Se avessi voglia di rispondere direi che, secondo me, il problema sono proprio le regole: regole che decidono chi ha diritto di viaggiare e chi no, regole che impediscono ai migranti di raggiungere l’Europa, il Nord America e l’Australia attraverso vie normali, regole che spingono la gente fra le braccia dei trafficanti, regole che provocano tragedie in mare e ai valichi di frontiera, regole che marchiano a fuoco, che ingabbiano gli esseri umani in categorie definite a tavolino, cosicché non sono più donne, uomini e bambini ma “migranti economici”, “richiedenti asilo”, “rifugiati”, “clandestini”, “dublinanti”, “sans papier”, “illegali”, “extracomunitari”, addirittura “alieni”.  Per tutta questa gente le regole prevedono barriere, restrizioni, limitazioni, muri e anche prigioni, che però non si chiamano carceri ma hanno nomi di fantasia, come centri di identificazione, detenzione, espulsione; luoghi a loro volta governati da regole che impongono umiliazioni, vessazioni e deportazioni. Le regole crescono sempre e per farle rispettare i governi di ogni colore si spingono fino a firmare accordi vergognosi con le mafie al governo in certi Paesi dove la vita dei migranti che transitano vale poco ed è sempre in bilico e in pericolo.

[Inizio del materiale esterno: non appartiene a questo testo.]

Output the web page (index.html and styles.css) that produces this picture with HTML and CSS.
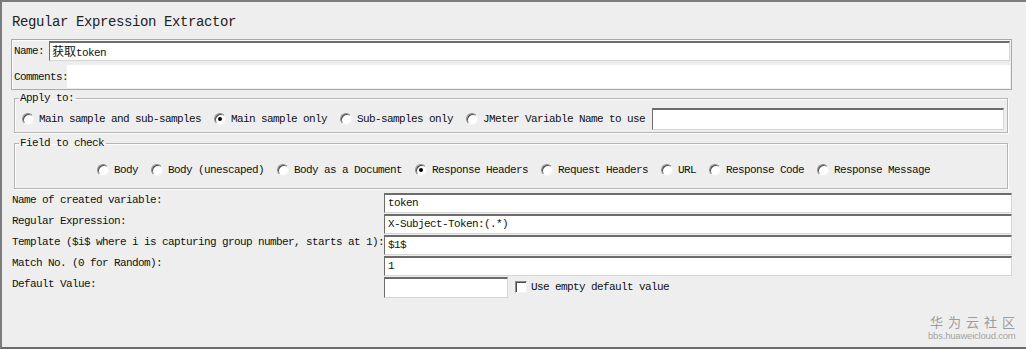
FILE: index.html
```html
<!DOCTYPE html>
<html>
<head>
<meta charset="utf-8">
<link rel="stylesheet" href="styles.css">
</head>
<body>
<div class="frame">
  <div class="title">Regular Expression Extractor</div>

  <div class="name-panel">
    <div class="np-row">
      <span class="np-label">Name:</span>
      <div class="field name-field"><span class="cjk">获取</span>token</div>
    </div>
    <div class="np-row comments-row">
      <span class="np-label">Comments:</span>
      <div class="plain-field"></div>
    </div>
  </div>

  <fieldset class="group apply-group">
    <legend class="group-title">Apply to:</legend>
    <div class="radio-row">
      <label class="opt"><span class="radio"></span>Main sample and sub-samples</label>
      <label class="opt"><span class="radio checked"></span>Main sample only</label>
      <label class="opt"><span class="radio"></span>Sub-samples only</label>
      <label class="opt"><span class="radio"></span>JMeter Variable Name to use</label>
      <div class="field var-field"></div>
    </div>
  </fieldset>

  <fieldset class="group check-group">
    <legend class="group-title">Field to check</legend>
    <div class="radio-row centered">
      <label class="opt"><span class="radio"></span>Body</label>
      <label class="opt"><span class="radio"></span>Body (unescaped)</label>
      <label class="opt"><span class="radio"></span>Body as a Document</label>
      <label class="opt"><span class="radio checked"></span>Response Headers</label>
      <label class="opt"><span class="radio"></span>Request Headers</label>
      <label class="opt"><span class="radio"></span>URL</label>
      <label class="opt"><span class="radio"></span>Response Code</label>
      <label class="opt"><span class="radio"></span>Response Message</label>
    </div>
  </fieldset>

  <div class="form-grid">
    <span class="f-label">Name of created variable:</span>
    <div class="field">token</div>
    <span class="f-label">Regular Expression:</span>
    <div class="field">X-Subject-Token:(.*)</div>
    <span class="f-label">Template ($i$ where i is capturing group number, starts at 1):</span>
    <div class="field">$1$</div>
    <span class="f-label">Match No. (0 for Random):</span>
    <div class="field">1</div>
    <span class="f-label">Default Value:</span>
    <div class="default-row">
      <div class="field default-field"></div>
      <span class="checkbox"></span>
      <span class="cb-text">Use empty default value</span>
    </div>
  </div>

  <div class="watermark">
    <div class="wm-cn">华为云社区</div>
    <div class="wm-en">bbs.huaweicloud.com</div>
  </div>
</div>
</body>
</html>
```

FILE: styles.css
```css
html, body {
  margin: 0;
  padding: 0;
  background: #eeeeee;
}

.frame {
  position: relative;
  box-sizing: border-box;
  width: 1026px;
  height: 349px;
  background: #eeeeee;
  border-top: 2px solid #7c7c7c;
  border-left: 2px solid #7c7c7c;
  border-bottom: 2px solid #6c6c6c;
  padding: 10px 14px 0 9px;
  font-family: "Liberation Mono", "Noto Sans CJK SC", monospace;
  font-size: 11px;
  letter-spacing: -0.6px;
  color: #111;
  overflow: hidden;
}

.title {
  height: 20px;
  line-height: 20px;
  padding-left: 1px;
  font-size: 14px;
  letter-spacing: -0.4px;
  color: #222;
}

.name-panel {
  margin-top: 7px;
  border: 1px solid #a9a9a9;
  box-shadow: inset 1px 1px 0 #fbfbfb;
  padding: 1px 1px 0 2px;
  height: 48px;
}

.np-row {
  display: flex;
  align-items: center;
  height: 20px;
}

.np-label {
  width: 35px;
  flex: none;
}

.comments-row {
  margin-top: 4px;
  height: 23px;
}

.comments-row .np-label {
  width: 53px;
}

.field {
  box-sizing: border-box;
  height: 20px;
  line-height: 16px;
  background: #fff;
  border-top: 2px solid #6c6c6c;
  border-left: 1px solid #6c6c6c;
  border-right: 1px solid #d6d6d6;
  border-bottom: 1px solid #d6d6d6;
  padding-left: 3px;
  white-space: nowrap;
  overflow: hidden;
}

.name-field {
  flex: 1;
  padding-left: 2px;
}

.cjk {
  font-family: "Noto Sans CJK SC", sans-serif;
  font-size: 12px;
  letter-spacing: 0;
}

.plain-field {
  flex: 1;
  height: 23px;
  background: #fff;
}

.group {
  margin: 2px 0 0 3px;
  width: 994px;
  box-sizing: border-box;
  border: 1px solid #b4b4b4;
  box-shadow: inset 1px 1px 0 #fdfdfd, 1px 1px 0 #fdfdfd;
  padding: 4px 2px 2px 7px;
  min-width: 0;
}

.group-title {
  padding: 0 2px 0 1px;
  margin-left: -3px;
  line-height: 12px;
  height: 12px;
}

.check-group {
  margin-top: 4px;
  padding: 13px 2px 10px 7px;
}

.radio-row {
  display: flex;
  align-items: center;
  height: 22px;
  gap: 13px;
}

.check-group .radio-row {
  height: 16px;
}

.radio-row.centered {
  justify-content: center;
}

.opt {
  display: flex;
  align-items: center;
  white-space: nowrap;
}

.radio {
  position: relative;
  box-sizing: border-box;
  width: 12px;
  height: 12px;
  margin-right: 5px;
  border-radius: 50%;
  background: #fff;
  border: 1px solid;
  border-color: #8c8c8c #f4f4f4 #f4f4f4 #8c8c8c;
  box-shadow: inset 1px 1px 0 #4a4a4a;
}

.radio.checked::after {
  content: "";
  position: absolute;
  left: 3px;
  top: 3px;
  width: 4px;
  height: 4px;
  border-radius: 50%;
  background: #000;
}

.var-field {
  flex: 1;
  height: 22px;
  margin-left: -6px;
  margin-right: 1px;
}

.form-grid {
  margin-top: 4px;
  display: grid;
  grid-template-columns: 373px 1fr;
  grid-auto-rows: 20px;
  row-gap: 1px;
}

.f-label {
  align-self: start;
  line-height: 14px;
  padding-left: 1px;
  white-space: nowrap;
}

.default-row {
  display: flex;
  align-items: center;
}

.default-field {
  width: 124px;
  flex: none;
  height: 21px;
}

.checkbox {
  box-sizing: border-box;
  width: 12px;
  height: 12px;
  margin-left: 7px;
  margin-right: 4px;
  background: #fff;
  border: 1px solid;
  border-color: #8c8c8c #f4f4f4 #f4f4f4 #8c8c8c;
  box-shadow: inset 1px 1px 0 #4a4a4a;
}

.cb-text {
  white-space: nowrap;
}

.watermark {
  position: absolute;
  left: 926px;
  top: 311px;
  color: #9c9c9c;
  letter-spacing: 0;
}

.wm-cn {
  font-family: "Noto Sans CJK SC", sans-serif;
  font-size: 13px;
  line-height: 17px;
  letter-spacing: 5px;
  padding-left: 2px;
}

.wm-en {
  font-family: "Liberation Sans", Arial, sans-serif;
  font-size: 9.5px;
  line-height: 11px;
  color: #a4a4a4;
  letter-spacing: -0.2px;
}
```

Le regole mandano in galera come scafisti ragazzi costretti dai trafficanti a pilotare imbarcazioni di fortuna. Provocano dolore e morte e costringono chi sopravvive alla clandestinità.
Con le regole si ostacola e criminalizza chi fa solidarietà: chi soccorre i migranti in mare, chi si prende cura di quelli che arrivano stremati via terra, chi fornisce rifugio ai clandestini in Australia, chi offre acqua alle persone in cammino nei deserti al confine fra Messico e Texas. Tutta gente che accetta anche il rischio della persecuzione giudiziaria pur di non rinunciare all’umanità che ci accomuna con tutti, compresi i viaggiatori senza documenti e senza permessi, che violano regole scritte contro di loro, pur di cambiare il proprio destino.

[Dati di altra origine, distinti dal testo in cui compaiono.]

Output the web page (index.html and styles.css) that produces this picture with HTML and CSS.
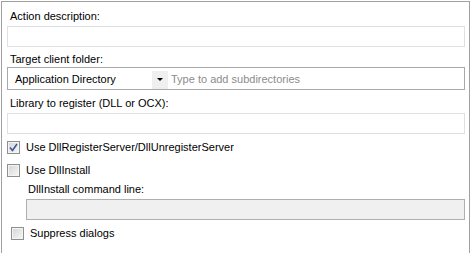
FILE: index.html
```html
<!DOCTYPE html>
<html lang="en">
<head>
    <meta charset="UTF-8">
    <title>Register library</title>
    <link rel="stylesheet" href="styles.css">
</head>
<body>
    <div class="panel">
        <div class="label first">Action description:</div>
        <input type="text" class="text-box">

        <div class="label">Target client folder:</div>
        <div class="combo">
            <div class="combo-value">Application Directory</div>
            <div class="combo-btn"><span class="arrow"></span></div>
            <div class="combo-hint">Type to add subdirectories</div>
        </div>

        <div class="label lib">Library to register (DLL or OCX):</div>
        <input type="text" class="text-box">

        <label class="check-row row-reg">
            <span class="check checked">
                <svg width="9" height="9" viewBox="0 0 9 9"><path d="M1 4.5 L3.5 7.5 L8 1" fill="none" stroke="#3c5796" stroke-width="1.6"/></svg>
            </span>
            Use DllRegisterServer/DllUnregisterServer
        </label>
        <label class="check-row row-install">
            <span class="check"></span>
            Use DllInstall
        </label>

        <div class="label sub">DllInstall command line:</div>
        <input type="text" class="text-box sub-box" disabled>

        <label class="check-row row-suppress">
            <span class="check"></span>
            Suppress dialogs
        </label>
    </div>
</body>
</html>
```

FILE: styles.css
```css
body {
    margin: 0;
    font-family: "Liberation Sans", Arial, sans-serif;
    font-size: 11px;
    color: #000;
    background: #fff;
}
.panel {
    margin: 1px 0 0 1px;
    width: 462px;
    height: 252px;
    box-sizing: border-box;
    width: 469px;
    border: 1px solid #a0a0a0;
    border-bottom: none;
    padding: 0 4px 0 5px;
    display: flex;
    flex-direction: column;
}
.label {
    line-height: 13px;
    padding-left: 3px;
    margin-top: 6px;
}
.label.first {
    margin-top: 8px;
}
.label.lib {
    margin-top: 7px;
}
.label.sub {
    padding-left: 21px;
    margin-top: 6px;
}
.text-box {
    display: block;
    margin: 3px 0 0 0;
    height: 21px;
    box-sizing: border-box;
    border: 1px solid #dde0e5;
    background: #fff;
    padding: 0 4px;
    font: inherit;
}
.text-box.sub-box {
    margin-left: 19px;
    background: #f0f0f0;
    border-color: #afafaf;
}
.combo {
    margin-top: 1px;
    height: 23px;
    box-sizing: border-box;
    border: 1px solid #a9a9a9;
    display: flex;
    align-items: center;
}
.combo-value {
    width: 137px;
    padding-left: 7px;
}
.combo-btn {
    width: 16px;
    align-self: stretch;
    margin-top: 3px;
    background: #efefef;
    display: flex;
    align-items: center;
    justify-content: center;
}
.arrow {
    width: 0;
    height: 0;
    border-left: 3px solid transparent;
    border-right: 3px solid transparent;
    border-top: 3px solid #000;
    margin-top: -2px;
}
.combo-hint {
    padding-left: 3px;
    color: #8c8c8c;
}
.check-row {
    display: flex;
    align-items: center;
    line-height: 13px;
    gap: 6px;
}
.row-reg {
    margin-top: 7px;
}
.row-install {
    margin-top: 10px;
}
.row-suppress {
    margin: 7px 0 0 4px;
}
.check {
    width: 13px;
    height: 13px;
    box-sizing: border-box;
    border: 1px solid #8e8f8f;
    background: linear-gradient(135deg, #d6d6d6, #f6f6f6);
    box-shadow: inset 0 0 0 1px #f4f4f4;
    display: flex;
    align-items: center;
    justify-content: center;
}
```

Per questo il giorno in cui il Tribunale di Trapani ha chiuso la vicenda giudiziaria della nave tedesca Juventa, assolvendo tutti gli imputati, le prime parole di Katrin Schmidt, l’ultima comandante della nave, non sono state per se stessa. Pur avendo vissuto per anni l’incubo di poter subire una condanna durissima per aver guidato le azioni di soccorso in mare, lei, anzitutto, ha voluto ricordare i migranti morti nel Mediterraneo, inclusi tutti quelli che le è stato impedito di soccorrere mentre la sua nave arrugginiva nel porto siciliano. La Schmidt ha voluto denunciare il fatto che ogni azione, ogni decisione dei governi, ha come obiettivo di bloccare e condannare all’invisibilità e all’illegalità, le persone in movimento. “Molti hanno ascoltato la mia storia e poi l’hanno raccontata – ha detto Schmidt –, ma pochissimi sentono le storie che contano davvero, le storie dei migranti. I problemi peggiori non li vivono i soccorritori: io, in questi anni, non ho fatto nemmeno un giorno di prigione, ma ci sono migliaia di persone già in prigione solo per aver attraversato le frontiere. Le vere vittime sono le persone in movimento, sempre descritte come pericolose e criminali per giustificare le violazioni dei loro diritti umani”.

Quasi nessuno, infatti, ascolta le voci di queste persone o ne conosce le storie; ben pochi sono interessati al punto di vista di chi parte. Una bella eccezione è il film di Matteo Garrone, Io capitano, in cui il progetto migratorio è raccontato dal punto di vista di chi si mette in movimento: due giovanissimi cugini senegalesi, che inseguono il sogno di approdare in Europa e intraprendono il viaggio, pericoloso, pieno di insidie, dolori e tragedie, che dal loro Paese, attraverso il Mali e il Niger, li porterà in Libia, dalle cui spiagge finiranno per imbarcarsi per la Sicilia. Bella la scelta di un cast completamente africano: nel film non ci sono europei, né buoni né cattivi e la sponda nord del Mediterraneo si intravede appena. 

È una storia di gente in viaggio e delle loro legittime aspirazioni, la storia di quali pericoli, insidie e crudeltà sia pronto a subire chi si mette in cammino. È un film che ci insegna o ci ricorda che tutti dovrebbero avere il diritto di poter fare quello che gli italiani hanno fatto per gran parte della loro storia: partire, andare a cercare fortuna altrove. Dovrebbero poterlo fare con dignità, senza regole che li costringono alla clandestinità.